The design came together rather poetically, for an image that I had felt rather ambiguous about; it was a satisfying experience to feel it all come together on the page. The crop circle does differ from the Wewelsburg mosaic, in that at has additional pattering on the perimeter of the formation which ‘contains’ the central design. This perimeter design is divided into four and has four wide bars, each with a circle placed at the centre top of each. It is curious indeed that the black sun should be ‘contained’ in such a way, bound by the number symbolic of the Earthly plane, made manifest somehow.
When it came to adding colour to the painting, I opted for a fiery orange-yellow. To me this crop circle was the ‘Dark Eye of the Soul’, unlike the hidden third-eye of the Dove formation at Hampton Lucy which appeared on the same date (see last blog). This was the inner or dark sun which illuminates all that is in eclipse; the slow burning eternal flame which lights the deepest, darkest recesses of the human soul. It seems to me that whatever convergence we are travelling towards, (perhaps like McKenna’s ‘Singularity’), like some huge gravitational phenomenon, we are being pulled inexorably towards it and it may just well involve a total eclipse of consciousness of some kind.
Before closing this blog, I have one other curious experience to report. A few days ago, before going to sleep, I had been reading an introduction to a book which discussed the work of Ian McGilchrist on the roles of the hemispheres of the brain. I had been reading about the idea of a pole-shift of the mind, because the rational left hemisphere had gone too far in asserting its dominance over the right and that this kind of shift in dominance of the hemispheres had possibly happened before in the development in human consciousness, working towards a true integrated balancing. The ideas in the text seemed to have a profound effect on my consciousness, and though I’m pretty sure I did sleep, when I awoke the next morning it felt as if my mind had been alight all night – millions of neurons firing, ideas arriving in an electrical storm in my head. Perhaps because I had been thinking about it, the image of the Bowerchalke formation – the eye with lightening bolts emanating from it popped into my head. It seemed a great visual counterpart to my dream (if that’s what you can call it) and to somehow symbolise a great eclipse of consciousness.
Working with these forms is always illuminating, always challenging and the effect they have on consciousness is so rarely closely examined. It takes time, commitment and a willingness to use the self as part of the work. As I close my encounter with this formation, I feel much less ambivalent about Bowerchalke. I think its dark nature is not to be rejected, but embraced. As the old alchemists used to say, “There is no generation without corruption” and perhaps consciousness evolution is a perilous journey in a small boat heading towards a grand convergence symbolised by a flaming black sun.

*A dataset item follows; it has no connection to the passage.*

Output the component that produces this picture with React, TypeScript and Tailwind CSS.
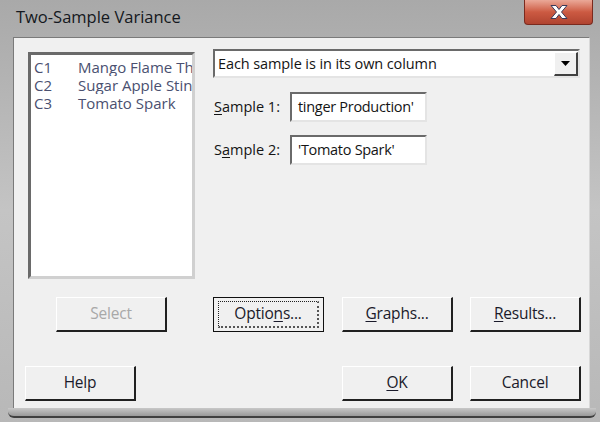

I finished writing this blog feeling that I had closed the chapter on this particular crop circle. But in one of those serendipitous moments of coincidence, I was tidying my books away when I came across my copy of the Splendor Solis – a large book containing a photographic facsimile of the original illuminated alchemical manuscript. I found myself quickly flipping through the pages to plate 19 the ‘Rising of the Black Sun’. As you can see, it’s a beautiful image and I decided that I would look it up in Adam McClean’s commentary on the work in his book of the same name.

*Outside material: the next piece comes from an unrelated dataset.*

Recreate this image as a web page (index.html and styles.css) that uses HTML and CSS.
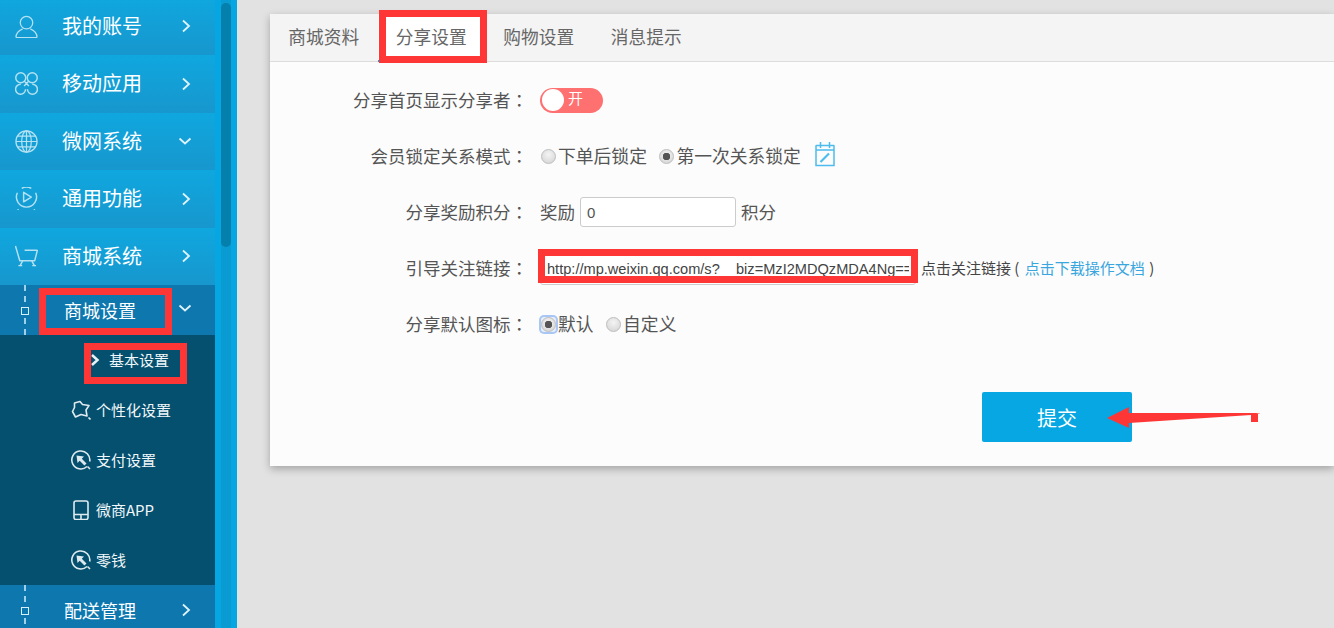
FILE: index.html
```html
<!DOCTYPE html>
<html lang="zh-CN">
<head>
<meta charset="utf-8">
<title>分享设置</title>
<link rel="stylesheet" href="styles.css">
</head>
<body>
<div class="app">
  <aside class="sidebar">
    <nav class="menu">
      <a class="row">
        <svg class="ico" viewBox="0 0 24 24"><circle cx="12" cy="8" r="6.500"/><path d="M1 23.500c0-5 3.500-7.500 7-9M23 23.500c0-5-3.500-7.500-7-9M1 23.500h22"/></svg>
        <span class="row-label">我的账号</span>
        <svg class="chev" viewBox="0 0 10 14"><path d="M2 1.500 8 7l-6 5.500"/></svg>
      </a>
      <a class="row">
        <svg class="ico ico-bold" viewBox="0 0 24 24"><circle cx="6" cy="6" r="5.200"/><circle cx="18" cy="6" r="5.200"/><path d="M11 18a5.200 5.200 0 1 1-5-5.200M13 18a5.200 5.200 0 1 0 5-5.200M9.500 9.500l5 5M14.500 9.500l-5 5"/></svg>
        <span class="row-label">移动应用</span>
        <svg class="chev" viewBox="0 0 10 14"><path d="M2 1.500 8 7l-6 5.500"/></svg>
      </a>
      <a class="row">
        <svg class="ico" viewBox="0 0 24 24"><circle cx="12" cy="12" r="11"/><ellipse cx="12" cy="12" rx="5" ry="11"/><path d="M12 1v22M1 12h22M2.500 6.500h19M2.500 17.500h19"/></svg>
        <span class="row-label">微网系统</span>
        <svg class="chev chev-down" viewBox="0 0 14 10"><path d="M1.500 2.500 7 7.500l5.500-5"/></svg>
      </a>
      <a class="row">
        <svg class="ico ico-bold" viewBox="0 0 24 24"><path d="M2.500 6A10.500 10.500 0 1 0 21.500 6M7 1.500A10.500 10.500 0 0 1 17 1.500"/><path d="M9 5.500l8 5-8 5z"/><path class="ico-dots" d="M2.500 23.500h1.500M19.500 23.500h1.500"/></svg>
        <span class="row-label">通用功能</span>
        <svg class="chev" viewBox="0 0 10 14"><path d="M2 1.500 8 7l-6 5.500"/></svg>
      </a>
      <a class="row">
        <svg class="ico ico-bold" viewBox="0 0 24 24"><path d="M.5 1 5 16.500h15.500L23.500 5M10 5.500h13"/><path d="M8 16.500 5 22M17.500 16.500 20.500 22M3.500 21.500h4M18 21.500h4"/></svg>
        <span class="row-label">商城系统</span>
        <svg class="chev" viewBox="0 0 10 14"><path d="M2 1.500 8 7l-6 5.500"/></svg>
      </a>
      <a class="row sub-row">
        <span class="node"></span>
        <span class="sub-label">商城设置</span>
        <svg class="chev chev-down" viewBox="0 0 14 10"><path d="M1.500 2.500 7 7.500l5.500-5"/></svg>
      </a>
      <ul class="submenu">
        <li class="leaf leaf-current">
          <svg class="leaf-chev" viewBox="0 0 10 14"><path d="M2 2 7.500 7 2 12"/></svg>
          <span>基本设置</span>
        </li>
        <li class="leaf">
          <svg class="leaf-ico" viewBox="0 0 20 20"><path d="M9 1.500 11.500 4.500 18 5.500 15 10 16 16 10 14.500 4.500 17 1.500 11.500 3.500 7.500 3.500 3z"/><path d="M17.500 17.500l2 2"/></svg>
          <span>个性化设置</span>
        </li>
        <li class="leaf">
          <svg class="leaf-ico" viewBox="0 0 20 20"><path d="M16 16.500A9 9 0 1 1 18.700 11.500M16.500 16.500l2.500 2.500"/><path class="solid" d="M5.500 5.500 13 6.500 10.800 8.700 15.500 13.400 13.400 15.500 8.700 10.800 6.500 13z"/></svg>
          <span>支付设置</span>
        </li>
        <li class="leaf">
          <svg class="leaf-ico" viewBox="0 0 20 20"><rect x="3" y="1" width="14" height="18.500" rx="2"/><path d="M3 14.500h14M10 14.500v5"/></svg>
          <span>微商APP</span>
        </li>
        <li class="leaf">
          <svg class="leaf-ico" viewBox="0 0 20 20"><path d="M16 16.500A9 9 0 1 1 18.700 11.500M16.500 16.500l2.500 2.500"/><path class="solid" d="M5.500 5.500 13 6.500 10.800 8.700 15.500 13.400 13.400 15.500 8.700 10.800 6.500 13z"/></svg>
          <span>零钱</span>
        </li>
      </ul>
      <a class="row sub-row">
        <span class="node"></span>
        <span class="sub-label">配送管理</span>
        <svg class="chev" viewBox="0 0 10 14"><path d="M2 1.500 8 7l-6 5.500"/></svg>
      </a>
    </nav>
    <div class="scrolltrack"><div class="scrollthumb"></div></div>
  </aside>

  <main class="main">
    <section class="panel">
      <div class="tabs">
        <a class="tab">商城资料</a>
        <a class="tab tab-active">分享设置</a>
        <a class="tab">购物设置</a>
        <a class="tab">消息提示</a>
      </div>
      <form class="form">
        <div class="field">
          <label class="field-label">分享首页显示分享者<span class="colon" lang="zh-TW">：</span></label>
          <div class="field-body">
            <span class="toggle"><span class="knob"></span><span class="toggle-text">开</span></span>
          </div>
        </div>
        <div class="field">
          <label class="field-label">会员锁定关系模式<span class="colon" lang="zh-TW">：</span></label>
          <div class="field-body">
            <label class="radio"><input type="radio" name="lock"><span class="txt">下单后锁定</span></label>
            <label class="radio"><input type="radio" name="lock" checked><span class="txt">第一次关系锁定</span></label>
            <svg class="cal" viewBox="0 0 20 26"><path d="M1.500 4.500h17a.5.5 0 0 1 .5.5v19.500H1V5a.5.5 0 0 1 .5-.5zM1 9h18M5.500 1v6M14.500 1v6"/><path class="cal-pen" d="M5.500 21 14 12.500"/></svg>
          </div>
        </div>
        <div class="field">
          <label class="field-label">分享奖励积分<span class="colon" lang="zh-TW">：</span></label>
          <div class="field-body">
            <span class="txt">奖励</span>
            <input class="num" type="text" value="0">
            <span class="txt">积分</span>
          </div>
        </div>
        <div class="field">
          <label class="field-label">引导关注链接<span class="colon" lang="zh-TW">：</span></label>
          <div class="field-body">
            <input class="url" type="text" value="http://mp.weixin.qq.com/s?__biz=MzI2MDQzMDA4Ng==&amp;mid=100000002&amp;idx=1">
            <span class="hint">点击关注链接 ( <a class="doc">点击下载操作文档</a> )</span>
          </div>
        </div>
        <div class="field">
          <label class="field-label">分享默认图标<span class="colon" lang="zh-TW">：</span></label>
          <div class="field-body">
            <label class="radio"><span class="ring"><input type="radio" name="icon" checked></span><span class="txt">默认</span></label>
            <label class="radio"><input type="radio" name="icon"><span class="txt">自定义</span></label>
          </div>
        </div>
        <div class="actions"><button class="submit" type="button">提交</button></div>
      </form>
    </section>
  </main>
</div>

<div class="mark mark-tab"></div>
<div class="mark mark-sub"></div>
<div class="mark mark-leaf"></div>
<div class="mark mark-url"></div>
<svg class="arrow" viewBox="0 0 160 30"><path d="M7 18 29 7V13L161 13 151 15 29 23V28z"/><rect x="151" y="14" width="7" height="8"/></svg>
</body>
</html>
```
FILE: styles.css
```css
* { box-sizing: border-box; }
html, body { margin: 0; height: 100%; overflow: hidden; }
body {
  background: #e2e2e2;
  font-family: "Noto Sans CJK SC", "Liberation Sans", sans-serif;
  color: #555;
}
.app { display: flex; height: 628px; }

/* sidebar */
.sidebar { display: flex; width: 237px; flex: none; height: 628px; overflow: hidden; }
.menu { width: 215px; flex: none; margin-top: -2.5px; }
.scrolltrack {
  width: 22px;
  padding: 3px 6px 0;
  background: linear-gradient(90deg, #05a6e1 6px, #0a9bd3 6px, #0a9bd3 16px, #05a6e1 16px);
}
.scrollthumb { width: 10px; height: 244px; border-radius: 5px; background: #057fab; }

.row {
  display: flex;
  align-items: center;
  height: 57.5px;
  padding: 0 24px 0 15px;
  background: linear-gradient(#0fa7df, #1797cd);
  color: #fff;
}
.ico { width: 23px; height: 23px; flex: none; fill: none; stroke: #b5e2f3; stroke-width: 1.300; }
.ico-bold { stroke-width: 1.500; stroke-linejoin: round; }
.ico-dots { stroke-width: 1; }
.row-label { margin: 0 0 1px 24px; font-size: 20px; line-height: 1; }
.chev { width: 10px; height: 14px; margin-left: auto; fill: none; stroke: #dff3fb; stroke-width: 1.800; }
.chev-down { width: 14px; height: 10px; margin-right: -1px; }

.sub-row {
  position: relative;
  height: 50px;
  padding-left: 64px;
  background: #0d77ae;
}
.sub-row::before {
  content: "";
  position: absolute;
  left: 24px;
  top: 0;
  bottom: 0;
  border-left: 2px dashed #9fd2ea;
}
.node {
  position: absolute;
  left: 21px;
  top: 22px;
  width: 8px;
  height: 8px;
  border: 1.500px solid #d8eef8;
  background: #0d77ae;
}
.sub-label { font-size: 18px; line-height: 1; color: #fff; }
.sub-row .chev-down { margin-bottom: 4px; }

.submenu { margin: 0; padding: 0; list-style: none; background: #04506e; }
.leaf {
  display: flex;
  align-items: center;
  height: 50px;
  padding-left: 71px;
  font-size: 15px;
  line-height: 1;
  color: #f1f7fa;
}
.leaf span { margin: 0 0 2px 5px; }
.leaf-current { padding-left: 90px; }
.leaf-current span { margin-left: 9px; }
.leaf-chev { width: 10px; height: 14px; fill: none; stroke: #e8f2f6; stroke-width: 2.500; }
.leaf-ico { width: 20px; height: 20px; flex: none; fill: none; stroke: #dfeaef; stroke-width: 1.600; stroke-linejoin: round; }
.leaf-ico .solid { fill: #dfeaef; stroke: none; }

/* main */
.main { flex: 1; min-width: 0; padding: 14px 0 0 33px; }
.panel {
  height: 452px;
  padding-left: 1px;
  background: #fcfcfc;
  box-shadow: 0 3px 8px rgba(0, 0, 0, .28);
}
.tabs {
  display: flex;
  height: 48px;
  margin-left: -1px;
  background: #f4f4f4;
  border-bottom: 1px solid #ddd;
}
.tab {
  width: 107.500px;
  text-align: center;
  font-size: 17.700px;
  line-height: 44px;
  color: #666;
}
.tab-active { background: #fff; border-bottom: 2px solid #06a7e2; height: 48px; }

.form { padding-top: 10px; }
.field { display: flex; align-items: center; height: 56px; }
.field-label {
  width: 269px;
  flex: none;
  padding: 0 12px 2px 0;
  text-align: right;
  font-size: 17.500px;
  color: #555;
}
.colon { font-family: "Noto Sans CJK TC", sans-serif; }
.field-body { display: flex; align-items: center; font-size: 17.500px; color: #555; }
.txt { margin-bottom: 2px; }

.toggle {
  display: flex;
  align-items: center;
  width: 63px;
  height: 25px;
  border-radius: 13px;
  background: #ff7070;
  padding-left: 2px;
  color: #fff;
  font-size: 15px;
}
.knob { width: 22px; height: 22px; border-radius: 50%; background: #fff; }
.toggle-text { margin: 0 0 6px 4px; line-height: 1; }

.radio { display: flex; align-items: center; margin-right: 11.500px; font-size: 17.800px; }
.radio input {
  appearance: none;
  width: 15px;
  height: 15px;
  margin: 0 2px 0 1px;
  border-radius: 50%;
  border: 1px solid #bdbdbd;
  background: radial-gradient(circle at 50% 35%, #f4f4f4, #d2d2d2);
}
.radio input:checked {
  background: radial-gradient(circle, #555 0 3.500px, transparent 4px), radial-gradient(circle at 50% 35%, #f4f4f4, #d2d2d2);
}
.ring {
  display: flex;
  margin: 0 2px 0 1px;
  border-radius: 3px;
  background: #e8eefa;
  box-shadow: 0 0 0 2px #a9c7f5;
}
.ring input { margin: 0; outline: 0; }
.cal { width: 20px; height: 26px; margin: -4px 0 0 3px; fill: none; stroke: #4cbcee; stroke-width: 1.500; }
.cal-pen { stroke-width: 2.200; }

.num {
  width: 156px;
  height: 30px;
  margin: 0 5px;
  padding: 0 6px;
  border: 1px solid #ccc;
  border-radius: 3px;
  background: #fff;
  font: 15px "Liberation Sans", sans-serif;
  color: #555;
}
.url {
  width: 376px;
  height: 31px;
  margin: 2px 5px 0 0;
  padding: 0 6px;
  border: 1px solid #ccc;
  border-radius: 3px;
  background: #fff;
  font: 14.600px "Liberation Sans", sans-serif;
  color: #444;
}
.hint { margin-bottom: 2px; font-size: 15px; color: #444; white-space: nowrap; }
.doc { margin: 0 1px 0 2px; color: #3aa6de; }

.actions { display: flex; padding: 40px 0 0 711px; }
.submit {
  width: 150px;
  height: 50px;
  border: 0;
  border-radius: 2px;
  background: #06a7e2;
  color: #fff;
  font: 20px "Noto Sans CJK SC", sans-serif;
}

/* annotation layer */
.mark { position: absolute; border: 7px solid #ff3636; }
.mark-tab { left: 379px; top: 10px; width: 108px; height: 53px; }
.mark-sub { left: 39px; top: 288px; width: 133px; height: 47px; }
.mark-leaf { left: 84px; top: 343px; width: 103px; height: 41px; }
.mark-url { left: 538px; top: 249px; width: 380px; height: 34px; }
.arrow { position: absolute; left: 1100px; top: 400px; width: 160px; height: 30px; fill: #ff3636; }
```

In the Splendor Solis the Black Sun appears toward the end of the work and is not associated with the Negrado, but with the coming Rubedo – the end of the work. In this image you can see the black sun rising. The body of the sun below the horizon remains radiant, but above the horizon it is shown as black with golden rays. In this context, according to respected alchemical author Adam McClean, the rising Black Sun represents the ‘Earthing of the Cosmic’. This is a profound concept, one perhaps related to philosopher *Jean Gesber’s ‘Concretion of the Spiritual’, a part of his Integral Consciousness Structure – a new state of consciousness that according to Gebser the human race is fast approaching. In this context, the Black Sun is the dawn of a new state of being in which again, according to McClean, “The conscious, radiant part of the soul has entered into the unconscious realm, which itself, like a dark sun, makes its forces felt in the conscious sphere”. It also sound a lot like a pole-shift of the hemispheres as written about by *Ian McGilchrist. If Alchemy was a right brained approach (or prelude) to modern Chemistry, then perhaps the Rising Black Sun in this setting is the journey of the unconscious into the light where it can operate in the world.
So I am now ready to finally close this chapter, after what has been a throughly fascinating adventure into the symbolism and meaning of this crop circle. I hope you’ve enjoyed reading it as much I have have enjoyed writing it!
My thanks to Kayleigh Douglas-Alexander & Michael Glickman for their assistance.
*Jean Gebser – The Ever Present Origin. The work describes states of consciousness mutation that the human race has undergone from antiquity to modern day. Gebser describes our current consciousness state as the Mental Stage (or Mental/Rational Stage). We are however, experiencing the decline of this stage and Gebser wrote of a new stage of consciousness to come the Integral Stage.
*Ian McGilchrist – The Master and his Emissary. The work describes the roles of the hemispheres of the brain, their relationship and characteristics. It also discusses the theory that the Left Hemisphere has become overly dominant in modern times at that it might be possible that some swing back in favour of the Right may be immanent – moving towards a state of integration between the Hemispheres.